Свобода может пониматься и через популярный ныне термин «виртуальное», противопоставляемое реальному, как возможное – действительному. А бытию можно дать такую дефиницию: это совокупность объектов, субъектов и их свобод, взаимодействующих в определенном времени и пространстве. Или короче: бытие – это совокупность реального и виртуального, преломленная в восприятии (сознании) субъектов. Где реальное – это собственно объекты и субъекты, а виртуальное – их свободы.

Естественно, многообразие возможного всегда богаче воплощенного в реальность, а значит, виртуальность первична, а реальность вторична и подчинена миру возможного: любая система, всякий космос пребывает внутри хаоса.
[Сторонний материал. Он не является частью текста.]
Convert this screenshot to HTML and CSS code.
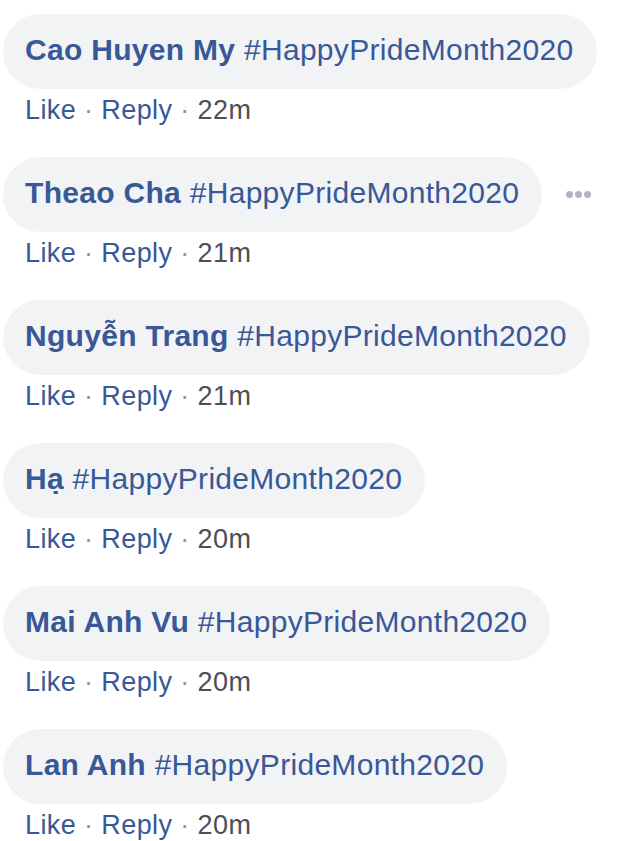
FILE: index.html
```html
<!DOCTYPE html>
<html>
<head>
<meta charset="utf-8">
<link rel="stylesheet" href="styles.css">
</head>
<body>
<div class="list">
  <div class="comment">
    <div class="row"><div class="bubble"><span class="name">Cao Huyen My</span> <span class="tag">#HappyPrideMonth2020</span></div></div>
    <div class="actions"><span class="link">Like</span> · <span class="link">Reply</span> · <span class="time">22m</span></div>
  </div>
  <div class="comment">
    <div class="row"><div class="bubble"><span class="name">Theao Cha</span> <span class="tag">#HappyPrideMonth2020</span></div>
      <div class="more"><span></span><span></span><span></span></div></div>
    <div class="actions"><span class="link">Like</span> · <span class="link">Reply</span> · <span class="time">21m</span></div>
  </div>
  <div class="comment">
    <div class="row"><div class="bubble"><span class="name">Nguyễn Trang</span> <span class="tag">#HappyPrideMonth2020</span></div></div>
    <div class="actions"><span class="link">Like</span> · <span class="link">Reply</span> · <span class="time">21m</span></div>
  </div>
  <div class="comment">
    <div class="row"><div class="bubble"><span class="name">Hạ</span> <span class="tag">#HappyPrideMonth2020</span></div></div>
    <div class="actions"><span class="link">Like</span> · <span class="link">Reply</span> · <span class="time">20m</span></div>
  </div>
  <div class="comment">
    <div class="row"><div class="bubble"><span class="name">Mai Anh Vu</span> <span class="tag">#HappyPrideMonth2020</span></div></div>
    <div class="actions"><span class="link">Like</span> · <span class="link">Reply</span> · <span class="time">20m</span></div>
  </div>
  <div class="comment">
    <div class="row"><div class="bubble"><span class="name">Lan Anh</span> <span class="tag">#HappyPrideMonth2020</span></div></div>
    <div class="actions"><span class="link">Like</span> · <span class="link">Reply</span> · <span class="time">20m</span></div>
  </div>
</div>
</body>
</html>
```
FILE: styles.css
```css
html, body {
  margin: 0;
  padding: 0;
  background: #ffffff;
}
body {
  font-family: "Liberation Sans", Arial, sans-serif;
}
.list {
  display: flex;
  flex-direction: column;
  gap: 28px;
  padding: 14px 0 0 3px;
}
.comment {
  display: flex;
  flex-direction: column;
}
.row {
  display: flex;
  align-items: center;
  gap: 24px;
}
.bubble {
  box-sizing: border-box;
  background: #f2f3f5;
  border-radius: 38px;
  height: 75px;
  line-height: 71px;
  padding: 0 23px 4px 22px;
  font-size: 30px;
  letter-spacing: 0.3px;
  white-space: nowrap;
  color: #385898;
}
.name {
  font-weight: bold;
}
.tag {
  color: #385898;
}
.actions {
  padding: 3px 0 0 22px;
  height: 37px;
  font-size: 27px;
  letter-spacing: 0.4px;
  line-height: 36px;
  color: #90949c;
}
.link {
  color: #385898;
}
.time {
  color: #4b4f56;
}
.more {
  display: flex;
  gap: 2px;
}
.more span {
  width: 7px;
  height: 7px;
  border-radius: 50%;
  background: #b0b3c8;
}
```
«Доминирующее направление рассуждений Делёза от точки зарождения – к хаосу, из которого возникает все, но который, в то же время, не содержит в себе ничего из актуализированного мира даже в виде возможности. Любая наметившаяся было в хаосе форма тут же рассеивается с бесконечной скоростью. Хаос – это пустота, считает Делёз, но не небытие, а виртуальность, содержащая в себе все возможные элементы мира и принимающая все возможные формы, которые, едва возникнув, тут же исчезают без всяких последствий»3.

Виртуальное является концентратом реальности, питательным бульоном для зарождения нового порядка. Но полноценно жить в хаосе нельзя. Не считать же нормой жизнь на вокзале, на рынке или в тюрьме? Необходимость уединения, уход от суеты мира – такая же потребность для процветания свободы, как и пребывание в «горниле жизни». Чередование этих состояний – условие развития сознания и нормальной жизни вообще.

В некоторых ситуациях разумно использовать термин постмодернистов хаосмос, намекающий на отсутствие ясной границы между хаосом и космосом. Такое пограничное состояние актуально, когда знаемое забывается. В силу лени, инерции тела и сознания, границы обретенной ранее свободы могут сокращаться, а потому их следует если не расширять, то хотя бы обновлять – утверждать, словно архаический царь, чьей обязанностью был периодический объезд своих владений. «Освежая» свои навыки и знания, мы не только укрепляем их, но и подвергаем ревизии. Что-то ранее известное может оказаться не таким уж понятным, и наоборот.

Меру индивидуального восприятия можно назвать бытием (миром, космосом) данного индивида. «Свобода является единственным принципом, к которому все возводится… Бытие вообще является лишь выражением заторможенной свободы». (Фридрих Шеллинг). Все, что за рамками бытия, оказывается либо не воспринятым, либо непонятым. Хотя не все воспринятое осознается. Например, радиация или иные излучения не фиксируются органами восприятия, хотя оказывают воздействие на организм.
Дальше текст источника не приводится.